When she met Mao, in the late 1930s, Chiang was becoming well-known throughout urban China as a film actress and a beauty. Born in the Eastern province of Shantung, she had been sold into a theatrical troupe in her teens and introduced into the Communist Party by one of her many lovers in Shanghai. Mao established her as his mistress, then married her in 1946, after making a promise to party leaders that she would not be allowed to dabble in politics. The promise was kept until the early 1960s, when Chiang returned to the acting profession, and began reforming it by adapting the ancient styles of Chihese opera to contemporary revolutionary theatre. Mao was planning the cultural revolution, designed to galvanise the country out of the para lysing bureaucracy of Soviet-style state communism. In 1966, he in effect used one of Chiang's plays to spark it off.
During the upheavals that followed, with the young Red Guard fanatically hounding the enemies of change, Chiang Ch'ing used the new revolution to discredit her rivals, and the Red Guard to see them off. Teng Hsaio-ping, her sworn enemy, was among the victims. But in 1971 she suffered a reverse when her close associate Lin Piao, Mao's designated successor, died in a mys terious air crash, after failing in an apparent attempt to assassinate the Chairman. Chou En-lai took Lin Piao's place, restored Teng to power, and kept Chiang well clear of Mao's already failing powers.
After Mao's death last September, Chiang's radical group (dubbed in disgrace the Gang of Four) planned to seize power from the moderate Premier, Hua Kuo-feng, whom -ironically enough they had helped install as a supposedly weak caretakerleader. Hua proved more ruthless than they had anticipated, and disposed of them first. They have since been in close confinement, undergoing a particularly extreme version of the Chinese punishment for 'Errors', euphemistically called 'Criticism'.
This sketch of Chiang's extraordinary life, drawn from notes I made in China, does not entirely accord with Chiang's own account in this book. Which is hardly surprising. Miss Witke is a sinologist of some distinction; but the role she happily adopted, being to Chiang what Edgar Snow had been to Mao, had inevitable strings. For all Miss Witke's explanatory material, Chiang's ghosted biography is inevitably self-serving. She had all Mao's pigheadedness, with none of his vision. This is made doubly clear by Hua's change of tack since her disgrace.

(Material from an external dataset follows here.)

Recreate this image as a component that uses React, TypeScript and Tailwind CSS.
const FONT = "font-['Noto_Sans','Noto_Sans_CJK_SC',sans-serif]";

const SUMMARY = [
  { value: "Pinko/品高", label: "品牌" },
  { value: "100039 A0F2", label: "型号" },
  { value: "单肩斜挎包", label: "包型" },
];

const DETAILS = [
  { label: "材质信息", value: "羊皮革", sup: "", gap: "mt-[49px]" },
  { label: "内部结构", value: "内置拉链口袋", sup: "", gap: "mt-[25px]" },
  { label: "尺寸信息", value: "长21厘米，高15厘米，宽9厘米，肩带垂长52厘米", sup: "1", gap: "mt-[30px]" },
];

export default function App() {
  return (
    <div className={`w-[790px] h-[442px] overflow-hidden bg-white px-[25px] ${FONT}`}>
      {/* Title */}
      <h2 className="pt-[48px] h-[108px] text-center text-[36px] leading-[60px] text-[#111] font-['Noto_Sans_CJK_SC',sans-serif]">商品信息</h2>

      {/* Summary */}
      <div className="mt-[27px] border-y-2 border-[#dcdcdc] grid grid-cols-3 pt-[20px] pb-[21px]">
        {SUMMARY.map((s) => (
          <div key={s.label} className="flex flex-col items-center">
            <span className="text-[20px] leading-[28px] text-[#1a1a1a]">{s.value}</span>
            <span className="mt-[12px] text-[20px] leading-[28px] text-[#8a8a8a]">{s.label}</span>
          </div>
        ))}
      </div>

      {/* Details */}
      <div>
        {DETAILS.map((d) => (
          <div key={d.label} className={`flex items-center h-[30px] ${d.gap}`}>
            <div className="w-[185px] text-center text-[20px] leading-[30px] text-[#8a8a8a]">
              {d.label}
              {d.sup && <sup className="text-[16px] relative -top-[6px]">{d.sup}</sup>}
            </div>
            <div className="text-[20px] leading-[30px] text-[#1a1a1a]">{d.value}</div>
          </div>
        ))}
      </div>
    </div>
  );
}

With it, though of course only by omission, goes a perceptible drift away from the Line laid down by Mao. The late Chairman's Thoughts are happily capable of infinite varieties of interpretation, and Hua is skilfully managing to preserve their sanctity whilst subtly changing their meaning. The radical Line, simply put, was that pragmatism should come second to continuing revolution, that production and industrial efficiency were less important than constant revisions of ideology. Hua is more intent on developing Chinese self-reliance in industry, energy and natural resources. He is sensibly keen to develop foreign trade and investment, for which Chiang would have denounced him as she did Teng as a capitalist-roader. He senses, probably with good reason, that Mao's insistence on continuing revolution, constant upheaval, endless reappraisal and change, was wearying the people and holding back the country's economic development. On this subject, if Mao was insistent, 'Chiang was fanatic.
In her time, then, she has been something of a cross between Vanessa Redgrave and Lady Falkender and a great deal more than either or both. She is now reclined to a grotesque caricature on wall-posters which make Gerald Scarfe look like Annigoni. The mention of her name is enough to turn former admirers to their spittoons. It is one of the 'host rapid, comprehensive smear jobs in history.
This time last year, Chiang Ch'ing was one of China's most powerful and most popular leaders. She could by now have been its supreme figure; her, for once literally, overnight downfall was due not to the will of the people, but to some backstage knifework which the people were then taught to believe was their will. All of which is in itself enough to make this book, for all its flaws, an important and compelling document.